I am using the most basic function of Boxplot, boxplot(x, ..., range = 1.5, but if I don't set the rang, and let R use its default value. Something like boxplot(x, ...,) what exactly quantile of the whiskers ? Because I have outliners that is larger or smaller than the upper/lower whiskers. How can I know the exact percentage of the outliners above or below the uper/lower whiskers? In other words, without setting the range, may I know what the percentage of the data is for the uper/lower whiskers?

2

2 Answers

1
votes

For example, you could calculate the percentage of utliers as follows:

# Some data with outliers:
d <- rnorm(100)
d[sample(1:100, 10)] <- rnorm(10,mean = 0, sd = 10)
bp <- boxplot(d)

# Get the values of the outliers:
out <- bp$out

# The proportion of outliers:
length(out)/length(d)*100
9
0
votes

Not entirely sure what your question is, but: ?boxplot says the default value of range is 1.5, and then it says

range: this determines how far the plot whiskers extend out from the box. If ‘range’ is positive, the whiskers extend to the most extreme data point which is no more than ‘range’ times the interquartile range from the box. A value of zero causes the whiskers to extend to the data extremes.

In other words, the whiskers are not defined as a proportion of the data, but as a multiple of the interquartile range.

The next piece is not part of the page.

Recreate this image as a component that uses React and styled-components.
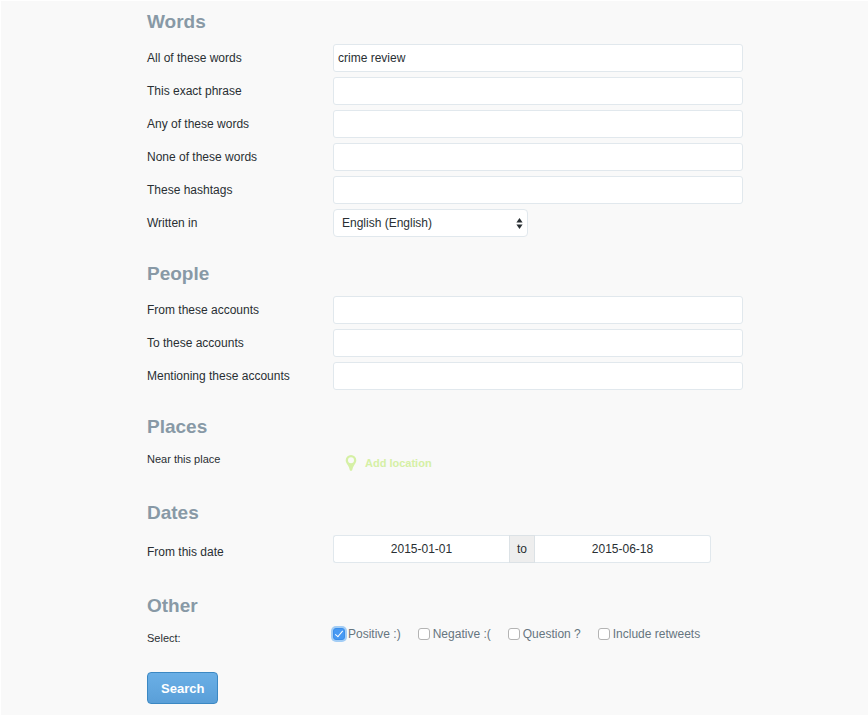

If you want to know the proportions, you can use boxplot.stats:

set.seed(101)
x <- runif(100)
bb <- boxplot.stats(x)
 c(mean(x<min(bb$stats)),mean(x>max(bb$stats)))
## [1] 0 0

mean(<logical value>) is a shortcut for computing a proportion. Because I have chosen the data from a uniform distribution, there are actually no points beyond the whiskers (confirmed by looking at boxplot(x)). If I were to do re-do this with rcauchy() there would be lots ...